Et quel monstre ! Les premières images du film sont saisissantes : très gros plan sur la tête du singe. Le grain de sa peau. Ses poils. Les rides et replis de sa gueule (ou de son visage ?). Ses yeux, abîme insondable. Un paysage de science-fiction. Nénette et sa gueule de Chewbacca, le yéti égaré de Star Wars (George Lucas, 1977). Mais Chewbacca, on l’aime bien : il grogne, il lutte contre le mal, auxiliaire docile des humains auxquels il doit sa liberté, chienchien bipède plein de bonne volonté. D’ailleurs, j’ai toujours été étonné par la pauvreté caricaturale des extraterrestres imaginés par Lucas et qui font un décor assez débile de la saga des chevaliers Jedi. De toutes ces créatures maladroitement dessinées, aucune n’exprime quelque chose qui pourrait ressembler à un sentiment, à un affect. Aucune ne semble vivante. Aucune n’a un visage.
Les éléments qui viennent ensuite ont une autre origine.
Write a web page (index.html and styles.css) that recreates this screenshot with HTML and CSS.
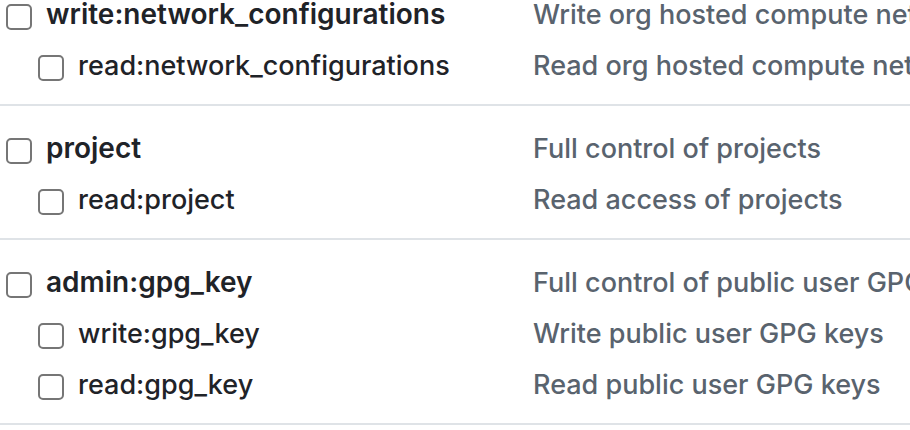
FILE: index.html
```html
<!DOCTYPE html>
<html lang="en">
<head>
<meta charset="utf-8">
<title>Token scopes</title>
<link rel="stylesheet" href="styles.css">
</head>
<body>
<main class="scopes">
  <ul class="group">
    <li class="scope parent"><label class="name"><input type="checkbox">write:network_configurations</label><span class="description">Write org hosted compute network configurations</span></li>
    <li class="scope child"><label class="name"><input type="checkbox">read:network_configurations</label><span class="description">Read org hosted compute network configurations</span></li>
  </ul>
  <ul class="group">
    <li class="scope parent"><label class="name"><input type="checkbox">project</label><span class="description">Full control of projects</span></li>
    <li class="scope child"><label class="name"><input type="checkbox">read:project</label><span class="description">Read access of projects</span></li>
  </ul>
  <ul class="group">
    <li class="scope parent"><label class="name"><input type="checkbox">admin:gpg_key</label><span class="description">Full control of public user GPG keys</span></li>
    <li class="scope child"><label class="name"><input type="checkbox">write:gpg_key</label><span class="description">Write public user GPG keys</span></li>
    <li class="scope child"><label class="name"><input type="checkbox">read:gpg_key</label><span class="description">Read public user GPG keys</span></li>
  </ul>
</main>
</body>
</html>
```
FILE: styles.css
```css
* {
  box-sizing: border-box;
}

body {
  margin: 0;
  overflow: hidden;
  background: #fff;
  color: #1f2328;
  font: 450 27px/51px Inter, "Liberation Sans", sans-serif;
}

.scopes {
  margin-top: -28px;
}

.group {
  margin: 0;
  padding: 17px 0 13px;
  border-bottom: 2px solid #dfe3e7;
  list-style: none;
}

.scope {
  display: grid;
  grid-template-columns: 533px minmax(0, 1fr);
  white-space: nowrap;
}

.name {
  display: flex;
  align-items: center;
  gap: 14px;
  padding-left: 6px;
}

.parent .name {
  font-size: 28px;
  font-weight: 600;
}

.child .name {
  padding-left: 38px;
}

.name input {
  appearance: none;
  flex: none;
  width: 26px;
  height: 26px;
  margin: 4px 0 0;
  border: 2px solid #767676;
  border-radius: 5px;
  background: #fff;
}

.name input:checked {
  background: #0969da;
}

.description {
  overflow: hidden;
  color: #59636e;
}
```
Eh oui, monsieur Lucas, ce n’est pas si simple de filmer l’autre. Pauvres pantins sortis de notre imaginaire de l’altérité, imaginaire stérile, et qui ne témoigne que de notre incapacité à nous représenter une intelligence différente. Mais Nénette, quel animal extraordinaire ! Philibert nous fait sentir quel dut être l’étonnement des premiers parisiens lorsqu’ils virent les animaux exotiques dans cette ménagerie voulue par Buffon. Le mutisme de Nénette et le babil insignifiant et ininterrompu des visiteurs me ressouvient l’arrivée à Paris de Victor L’Enfant sauvage (1970) filmé par François Truffaut : « L’enfant admirera-t-il les beautés de la capitale ? » s’interroge Le Journal des débats lu par le Docteur Itard. Chaque culture a son rêve et ses fantasmes de sauvagerie. Seul un positiviste enragé pourrait encore soutenir en ce début de XXIe siècle que les grands primates n’ont pas d’âme. « Nénette » est aussi un témoignage bouleversant sur l’enfermement. Nénette est née dans la forêt. Elle purge sa trente-huitième année de captivité. Au XIXe siècle, Arthur de Gobineau écrivit fort bien à quel point le Nègre Congo est laid, quoiqu’il ne soit pas aussi laid que le sauvage natif d’Australie. Que voyons-nous dans l’impossible face à face avec Nénette ? Un simple problème écologique ? Il n’y a plus beaucoup d’orangs-outans, certes. Mais derrière sa vitre, Nénette ne nous rend pas notre regard. Contrairement au dernier plan de L’Enfant sauvage, nul regard caméra dans le film de Philibert. Nous mettons Nénette en cage. On s’étonne. On discute. Et on reste seuls, terriblement seuls.